In this way, I suppose virtue is compromised in Iranian life. However, because rules there are so strict, law breaking may not be equal to committing non virtuous acts. So I disagree with Jackie and Natalie when they say that there is no true joy in any social gathering because there is “wrongdoing.” The readers have to keep in mind that this wrongdoing is in the eyes of Iranian law, so is it really all that wrong? With respect to the Iranian government, these criminal offenses do not compromise so many moral values that make those involved damaged or not virtuous. Goodness still exists in these people, if Moaveni was to act the same way in the United States, it would not make her less good or virtuous. While I understand that this does not apply to all Iranians committing acts of wrong doing, we still need to think beyond the context of the Iran’s government and culture.

I agree with Jackie that Moaveni starts to feel the pressure of the regime affecting her work. She is required to check in Mr. X constantly and she even compares him to “an obsessive boyfriend” (115) because he asks her who she’s talked to, what parties she attended, and what information she’s collected. Moaveni starts feeling uncomfortable because these meetings are held in secluded areas like parking lots or back alleys where she claims that if she screams for help, she would not be heard, proving that she has thought of the worst case scenarios. Moaveni even has a secret code with her cab driver and that if anything were to happen, a simple phrase about dinner would mean “SOS.” Moaveni has to be extremely careful because phones can be bugged and plants can be sent to extract information that might be used against the victim.
While social gatherings are not “wrong doings,” I think that the reasons for these gatherings are a bit muddled.

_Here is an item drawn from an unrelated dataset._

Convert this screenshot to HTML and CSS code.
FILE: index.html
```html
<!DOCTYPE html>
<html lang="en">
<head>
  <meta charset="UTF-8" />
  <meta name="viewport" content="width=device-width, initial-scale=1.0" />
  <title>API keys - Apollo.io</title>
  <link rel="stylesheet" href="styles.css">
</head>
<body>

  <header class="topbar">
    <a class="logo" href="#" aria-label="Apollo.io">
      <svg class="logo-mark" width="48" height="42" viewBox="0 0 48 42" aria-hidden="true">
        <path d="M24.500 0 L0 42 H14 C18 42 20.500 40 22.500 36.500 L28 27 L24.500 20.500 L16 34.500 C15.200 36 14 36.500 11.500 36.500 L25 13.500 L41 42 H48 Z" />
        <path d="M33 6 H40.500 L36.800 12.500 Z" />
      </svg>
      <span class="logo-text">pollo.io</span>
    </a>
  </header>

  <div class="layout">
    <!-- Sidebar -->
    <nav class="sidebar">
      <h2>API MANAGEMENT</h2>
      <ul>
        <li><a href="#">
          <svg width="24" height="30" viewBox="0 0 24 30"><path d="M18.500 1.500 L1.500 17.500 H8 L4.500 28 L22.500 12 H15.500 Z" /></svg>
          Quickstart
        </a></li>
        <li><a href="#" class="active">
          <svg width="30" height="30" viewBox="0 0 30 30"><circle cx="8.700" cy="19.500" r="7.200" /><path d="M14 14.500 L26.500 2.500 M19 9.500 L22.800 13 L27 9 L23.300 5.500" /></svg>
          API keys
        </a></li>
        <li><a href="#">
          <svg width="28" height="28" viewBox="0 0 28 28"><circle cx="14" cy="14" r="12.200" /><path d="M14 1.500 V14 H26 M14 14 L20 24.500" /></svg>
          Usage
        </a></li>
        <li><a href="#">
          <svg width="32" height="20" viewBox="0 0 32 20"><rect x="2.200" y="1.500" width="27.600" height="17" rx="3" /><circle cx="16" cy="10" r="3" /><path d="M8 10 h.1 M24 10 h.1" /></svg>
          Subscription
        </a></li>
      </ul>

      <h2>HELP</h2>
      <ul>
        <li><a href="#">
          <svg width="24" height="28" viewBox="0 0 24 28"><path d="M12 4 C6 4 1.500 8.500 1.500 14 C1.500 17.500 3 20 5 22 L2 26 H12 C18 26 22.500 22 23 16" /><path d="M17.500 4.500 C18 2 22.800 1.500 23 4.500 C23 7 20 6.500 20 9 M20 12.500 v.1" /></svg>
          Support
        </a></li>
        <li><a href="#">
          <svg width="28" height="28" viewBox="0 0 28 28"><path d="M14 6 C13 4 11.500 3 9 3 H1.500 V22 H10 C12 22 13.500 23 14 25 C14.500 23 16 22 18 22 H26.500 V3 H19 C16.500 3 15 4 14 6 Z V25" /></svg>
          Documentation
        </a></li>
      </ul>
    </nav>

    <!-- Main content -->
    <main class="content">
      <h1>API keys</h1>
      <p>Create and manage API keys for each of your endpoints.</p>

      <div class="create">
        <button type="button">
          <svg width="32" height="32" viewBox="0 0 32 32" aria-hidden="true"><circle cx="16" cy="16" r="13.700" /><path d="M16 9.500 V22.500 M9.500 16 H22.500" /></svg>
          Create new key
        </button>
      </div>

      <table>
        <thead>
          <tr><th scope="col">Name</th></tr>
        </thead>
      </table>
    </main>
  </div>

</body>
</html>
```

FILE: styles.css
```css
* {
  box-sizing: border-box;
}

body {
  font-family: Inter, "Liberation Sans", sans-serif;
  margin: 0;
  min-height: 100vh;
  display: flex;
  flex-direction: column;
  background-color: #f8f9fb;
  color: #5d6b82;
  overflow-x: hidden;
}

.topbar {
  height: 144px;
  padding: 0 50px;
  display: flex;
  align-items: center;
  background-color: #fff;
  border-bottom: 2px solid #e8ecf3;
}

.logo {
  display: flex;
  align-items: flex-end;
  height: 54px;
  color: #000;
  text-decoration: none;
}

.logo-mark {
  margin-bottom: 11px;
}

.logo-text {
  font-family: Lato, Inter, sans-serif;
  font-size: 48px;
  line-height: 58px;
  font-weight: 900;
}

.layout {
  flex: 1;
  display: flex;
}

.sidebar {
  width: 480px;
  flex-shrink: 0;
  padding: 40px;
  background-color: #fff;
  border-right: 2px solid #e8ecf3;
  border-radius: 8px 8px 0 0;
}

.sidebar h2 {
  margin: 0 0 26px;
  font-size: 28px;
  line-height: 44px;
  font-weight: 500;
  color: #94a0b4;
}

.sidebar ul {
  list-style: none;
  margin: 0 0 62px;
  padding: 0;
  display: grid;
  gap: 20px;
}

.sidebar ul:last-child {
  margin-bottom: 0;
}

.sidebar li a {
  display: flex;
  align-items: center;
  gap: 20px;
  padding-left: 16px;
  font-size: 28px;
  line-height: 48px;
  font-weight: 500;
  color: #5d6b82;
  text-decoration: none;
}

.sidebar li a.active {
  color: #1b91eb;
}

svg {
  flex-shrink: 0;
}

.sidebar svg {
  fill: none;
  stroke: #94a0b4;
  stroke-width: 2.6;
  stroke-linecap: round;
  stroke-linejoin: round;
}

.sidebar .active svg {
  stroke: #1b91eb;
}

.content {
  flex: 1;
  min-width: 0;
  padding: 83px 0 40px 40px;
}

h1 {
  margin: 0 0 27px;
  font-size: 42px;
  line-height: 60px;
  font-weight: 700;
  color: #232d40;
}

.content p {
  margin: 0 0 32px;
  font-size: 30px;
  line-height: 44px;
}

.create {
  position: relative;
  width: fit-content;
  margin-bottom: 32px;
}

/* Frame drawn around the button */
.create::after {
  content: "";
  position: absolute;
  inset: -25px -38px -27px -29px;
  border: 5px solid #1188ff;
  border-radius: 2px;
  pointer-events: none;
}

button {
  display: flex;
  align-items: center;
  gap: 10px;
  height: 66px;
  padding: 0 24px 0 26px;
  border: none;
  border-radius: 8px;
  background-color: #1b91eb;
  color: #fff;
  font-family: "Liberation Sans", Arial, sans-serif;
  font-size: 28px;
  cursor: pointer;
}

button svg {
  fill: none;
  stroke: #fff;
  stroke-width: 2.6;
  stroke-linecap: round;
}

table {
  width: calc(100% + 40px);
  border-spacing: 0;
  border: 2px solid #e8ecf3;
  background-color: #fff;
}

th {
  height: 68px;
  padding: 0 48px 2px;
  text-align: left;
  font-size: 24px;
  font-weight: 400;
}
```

I feel like the purpose of the parties were to make a statement and to rebel, rather than to create the “sense of goodness” as Natalie mentioned. I agree with Catherine that the parties aren’t wrong doings at all, but if the women weren’t willing to dress promiscuously before, why must they choose to do so after the strict laws were enforced? If they weren’t comfortable enough in the past, then why should a law suddenly change that in order for them to make a statement?